Tokyo Dark, Square Enix

Overall, Tokyo Dark gets a smooth 7.5 out of 10. It is an easy recommendation for those who are appealed by the concept of a detective game where you must investigate a truth so dark as to offer no positive conclusions. The four hour playthrough time (which can be as fast as 1:45 with dialogue skipping) allows for accessible replayability. That said, expectations should be tempered on how radically different playthroughs are bound to be (besides the 11 endings, which are all incredibly different). In addition, the glitches are pretty lousy, with no real fix in sight, which is a significant area of hampering.

By the end of the year, I do see Tokyo Dark making my personal top 10 of 2017. This is not as a technical prowess achievement, but rather on a personal level. Tokyo Dark scratched my “dark fiction” itch wonderfully in ways few games manage to do without coming off as grim-dark or forcefully hopeful.
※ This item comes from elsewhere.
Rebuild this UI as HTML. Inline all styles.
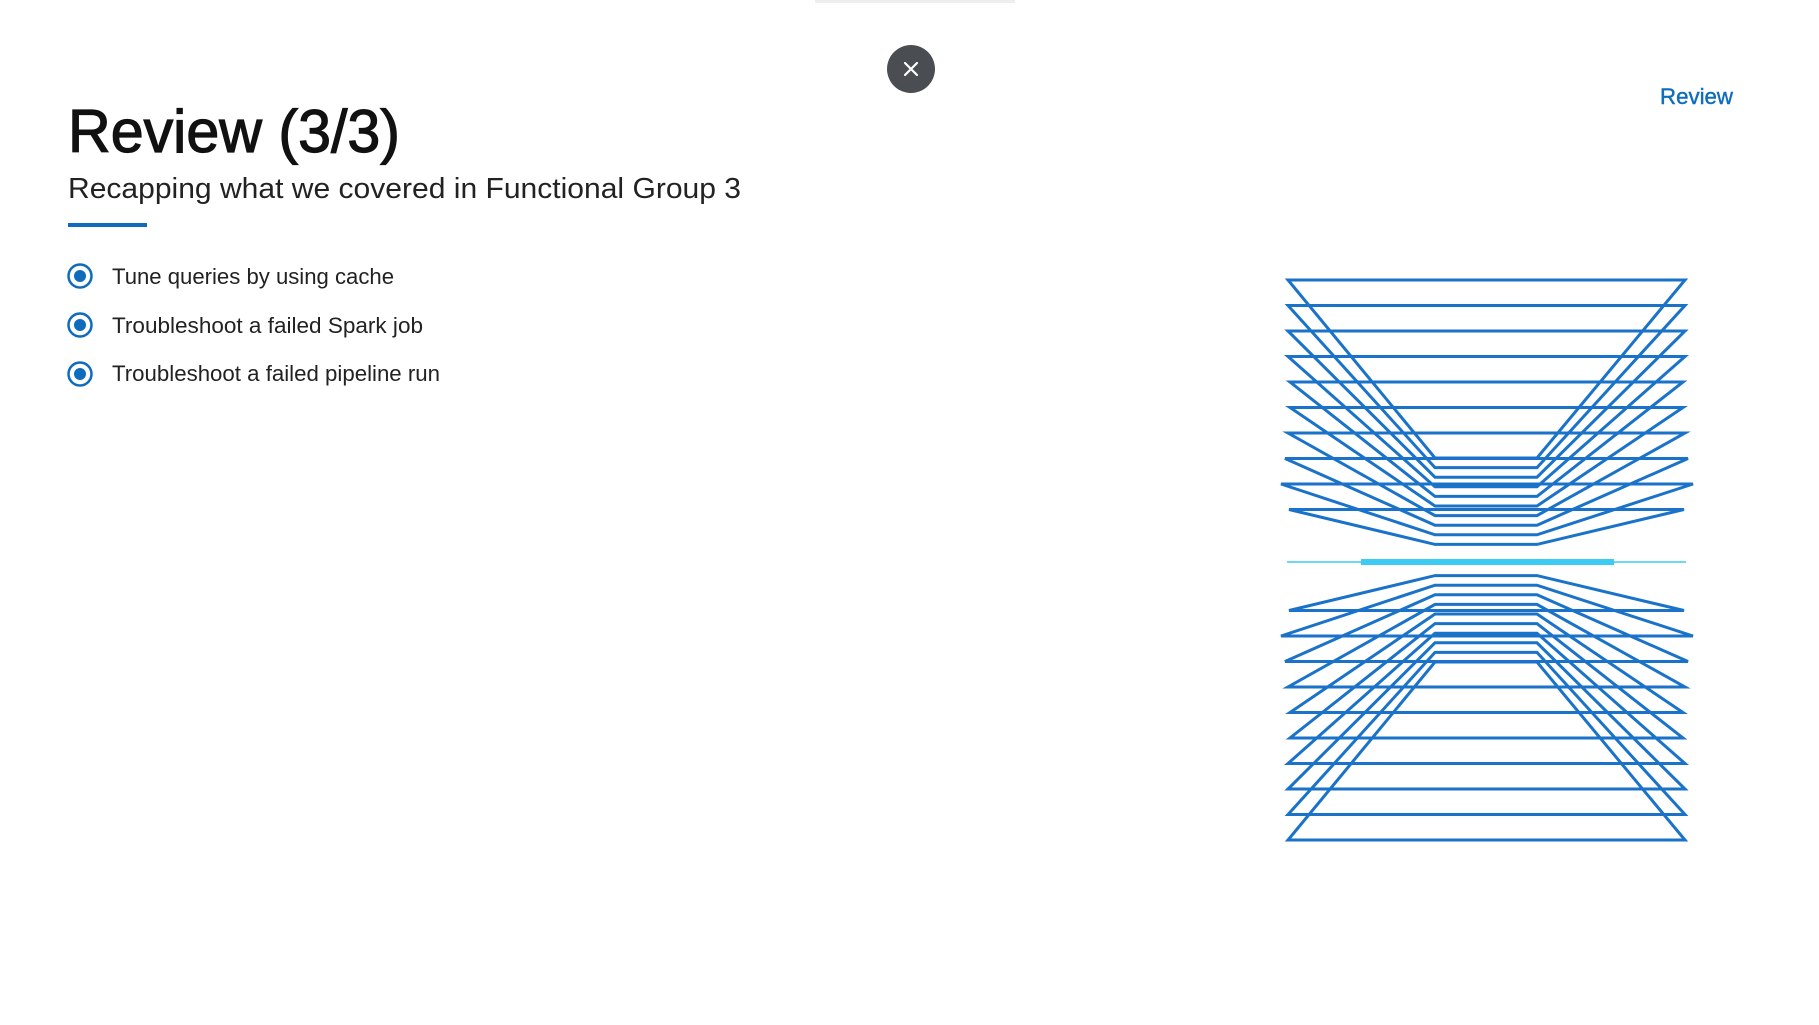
<!DOCTYPE html>
<html><head><meta charset="utf-8"><style>
html,body{margin:0;padding:0;background:#fff;width:1819px;height:1025px;overflow:hidden}
svg{display:block}
text{font-family:"Liberation Sans",sans-serif}
</style></head><body>
<svg width="1819" height="1025" viewBox="0 0 1819 1025" xmlns="http://www.w3.org/2000/svg">
<rect x="815" y="0" width="200" height="3" fill="#eeeeee"/>
<circle cx="911" cy="69" r="24" fill="#4a4d52"/>
<path d="M905 63 L917 75 M917 63 L905 75" stroke="#fff" stroke-width="2.2" stroke-linecap="round"/>
<text x="68" y="152" font-size="60" fill="#111" stroke="#111" stroke-width="1.2" textLength="332" lengthAdjust="spacingAndGlyphs">Review (3/3)</text>
<text x="68" y="198" font-size="29" fill="#222" textLength="673" lengthAdjust="spacingAndGlyphs">Recapping what we covered in Functional Group 3</text>
<rect x="68" y="223" width="79" height="4" fill="#0f6cbd"/>
<g fill="none" stroke="#0f6cbd" stroke-width="2.5">
<circle cx="80" cy="276" r="11.5"/><circle cx="80" cy="325" r="11.5"/><circle cx="80" cy="374" r="11.5"/>
</g>
<g fill="#0f6cbd"><circle cx="80" cy="276" r="6"/><circle cx="80" cy="325" r="6"/><circle cx="80" cy="374" r="6"/></g>
<g font-size="22" fill="#222">
<text x="112" y="284" textLength="282" lengthAdjust="spacingAndGlyphs">Tune queries by using cache</text>
<text x="112" y="333" textLength="311" lengthAdjust="spacingAndGlyphs">Troubleshoot a failed Spark job</text>
<text x="112" y="381" textLength="328" lengthAdjust="spacingAndGlyphs">Troubleshoot a failed pipeline run</text>
</g>
<text x="1660" y="104" font-size="22" fill="#0f6cbd" stroke="#0f6cbd" stroke-width="0.4" textLength="73" lengthAdjust="spacingAndGlyphs">Review</text>
<g id="top" fill="none" stroke="#1a73c9" stroke-width="3" stroke-linejoin="miter">
<polygon points="1288,280 1685,280 1537,458 1435,458"/>
<polygon points="1288,305.5 1685,305.5 1537,467.6 1435,467.6"/>
<polygon points="1288,331 1685,331 1537,477.2 1435,477.2"/>
<polygon points="1288,356.5 1685,356.5 1537,486.8 1435,486.8"/>
<polygon points="1290,382 1683,382 1537,496.4 1435,496.4"/>
<polygon points="1290,407.5 1683,407.5 1537,506 1435,506"/>
<polygon points="1288,433 1685,433 1537,515.6 1435,515.6"/>
<polygon points="1285,458.5 1688,458.5 1537,525.2 1435,525.2"/>
<polygon points="1281,484 1693,484 1537,534.8 1435,534.8"/>
<polygon points="1289,509.5 1684,509.5 1537,544.4 1435,544.4"/>
</g>
<use href="#top" transform="translate(0,1120) scale(1,-1)"/>
<line x1="1287" y1="562" x2="1686" y2="562" stroke="#6fd6f5" stroke-width="2"/>
<line x1="1361" y1="562" x2="1614" y2="562" stroke="#3ccbf2" stroke-width="6"/>
</svg>
</body></html>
It presents the tragedy of being doomed even when the case first knocks on your door, without feeling fatalistic. Sure, I feel miserable, but Tokyo Dark gave me the type of misery a good bleak narrative provides. I just… I think I’m going to go curl up in a ball on my bed and… Uh… Think about stuff now.

A PC Review Copy of Tokyo Dark was provided by Square Enix for the Purpose of this Review.